TASK DESCRIPTION:
Copy all of the material word for word, except for the pictures.

[START INFORMATION PROVIDED]

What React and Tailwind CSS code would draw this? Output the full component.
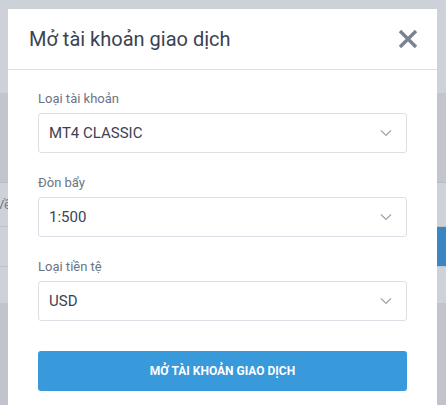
import React from 'react';

const fields = [
  { label: 'Loại tài khoản', value: 'MT4 CLASSIC' },
  { label: 'Đòn bẩy', value: '1:500' },
  { label: 'Loại tiền tệ', value: 'USD' },
];

function Chevron() {
  return (
    <svg width="12" height="8" viewBox="0 0 12 8" fill="none" className="text-[#9ca3af]">
      <path d="M1 1.5 6 6.5 11 1.5" stroke="currentColor" strokeWidth="1.2" />
    </svg>
  );
}

function SelectField({ label, value }) {
  return (
    <div className="mb-[20px]">
      <p className="text-[13px] leading-[20px] text-[#6b7384] mb-[4px]">{label}</p>
      <div className="h-[40px] flex items-center justify-between px-[10px] border border-[#dcdfe5] rounded-[3px] bg-white">
        <span className="text-[15px] text-[#3b4254]">{value}</span>
        <span className="pr-[4px]"><Chevron /></span>
      </div>
    </div>
  );
}

export default function App() {
  return (
    <div className="relative w-[446px] h-[405px] overflow-hidden bg-[#cdd1d8]" style={{ fontFamily: 'Roboto, "Noto Sans", sans-serif' }}>
      {/* page behind the dim overlay */}
      <div className="flex flex-col">
        <div className="h-[93px] bg-[#cdd1d8]" />
        <div className="h-[90px] bg-[#c2c5cc] border-b border-[#b9bcc3]" />
        <div className="h-[44px] bg-[#cdd1d8] border-b border-[#bfc2c9] flex items-center justify-between">
          <span className="text-[13px] text-[#7b808b] -ml-[4px]">Về</span>
          <span />
        </div>
        <div className="h-[40px] bg-[#cdd1d8] border-b border-[#bfc2c9] flex justify-end">
          <div className="w-[60px] h-full bg-[#3a86c3] text-white text-[12px] font-bold flex items-center pl-[2px]">KH</div>
        </div>
        <div className="h-[36px] bg-[#cdd1d8]" />
        <div className="h-[110px] bg-[#c1c4cb]" />
      </div>

      {/* modal */}
      <div className="absolute left-[8px] top-[9px] w-[429px] bg-white">
        <div className="h-[61px] flex items-center justify-between pl-[21px] pr-[19px] border-b border-[#dcdfe4]">
          <h2 className="text-[20px] text-[#3c4252]">Mở tài khoản giao dịch</h2>
          <svg width="20" height="20" viewBox="0 0 20 20" className="text-[#7b8393]">
            <path d="M2 2 18 18M18 2 2 18" stroke="currentColor" strokeWidth="3.4" />
          </svg>
        </div>
        <div className="px-[30px] pt-[19px] pb-[30px]">
          {fields.map((f) => (
            <SelectField key={f.label} label={f.label} value={f.value} />
          ))}
          <button className="mt-[10px] w-full h-[40px] rounded-[3px] bg-[#3899db] text-white text-[12px] font-bold uppercase">
            Mở tài khoản giao dịch
          </button>
        </div>
      </div>
    </div>
  );
}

[END INFORMATION PROVIDED]

ANSWER BELOW:
What React and Tailwind CSS code would draw this? Output the full component.
import React from 'react';

const fields = [
  { label: 'Loại tài khoản', value: 'MT4 CLASSIC' },
  { label: 'Đòn bẩy', value: '1:500' },
  { label: 'Loại tiền tệ', value: 'USD' },
];

function Chevron() {
  return (
    <svg width="12" height="8" viewBox="0 0 12 8" fill="none" className="text-[#9ca3af]">
      <path d="M1 1.5 6 6.5 11 1.5" stroke="currentColor" strokeWidth="1.2" />
    </svg>
  );
}

function SelectField({ label, value }) {
  return (
    <div className="mb-[20px]">
      <p className="text-[13px] leading-[20px] text-[#6b7384] mb-[4px]">{label}</p>
      <div className="h-[40px] flex items-center justify-between px-[10px] border border-[#dcdfe5] rounded-[3px] bg-white">
        <span className="text-[15px] text-[#3b4254]">{value}</span>
        <span className="pr-[4px]"><Chevron /></span>
      </div>
    </div>
  );
}

export default function App() {
  return (
    <div className="relative w-[446px] h-[405px] overflow-hidden bg-[#cdd1d8]" style={{ fontFamily: 'Roboto, "Noto Sans", sans-serif' }}>
      {/* page behind the dim overlay */}
      <div className="flex flex-col">
        <div className="h-[93px] bg-[#cdd1d8]" />
        <div className="h-[90px] bg-[#c2c5cc] border-b border-[#b9bcc3]" />
        <div className="h-[44px] bg-[#cdd1d8] border-b border-[#bfc2c9] flex items-center justify-between">
          <span className="text-[13px] text-[#7b808b] -ml-[4px]">Về</span>
          <span />
        </div>
        <div className="h-[40px] bg-[#cdd1d8] border-b border-[#bfc2c9] flex justify-end">
          <div className="w-[60px] h-full bg-[#3a86c3] text-white text-[12px] font-bold flex items-center pl-[2px]">KH</div>
        </div>
        <div className="h-[36px] bg-[#cdd1d8]" />
        <div className="h-[110px] bg-[#c1c4cb]" />
      </div>

      {/* modal */}
      <div className="absolute left-[8px] top-[9px] w-[429px] bg-white">
        <div className="h-[61px] flex items-center justify-between pl-[21px] pr-[19px] border-b border-[#dcdfe4]">
          <h2 className="text-[20px] text-[#3c4252]">Mở tài khoản giao dịch</h2>
          <svg width="20" height="20" viewBox="0 0 20 20" className="text-[#7b8393]">
            <path d="M2 2 18 18M18 2 2 18" stroke="currentColor" strokeWidth="3.4" />
          </svg>
        </div>
        <div className="px-[30px] pt-[19px] pb-[30px]">
          {fields.map((f) => (
            <SelectField key={f.label} label={f.label} value={f.value} />
          ))}
          <button className="mt-[10px] w-full h-[40px] rounded-[3px] bg-[#3899db] text-white text-[12px] font-bold uppercase">
            Mở tài khoản giao dịch
          </button>
        </div>
      </div>
    </div>
  );
}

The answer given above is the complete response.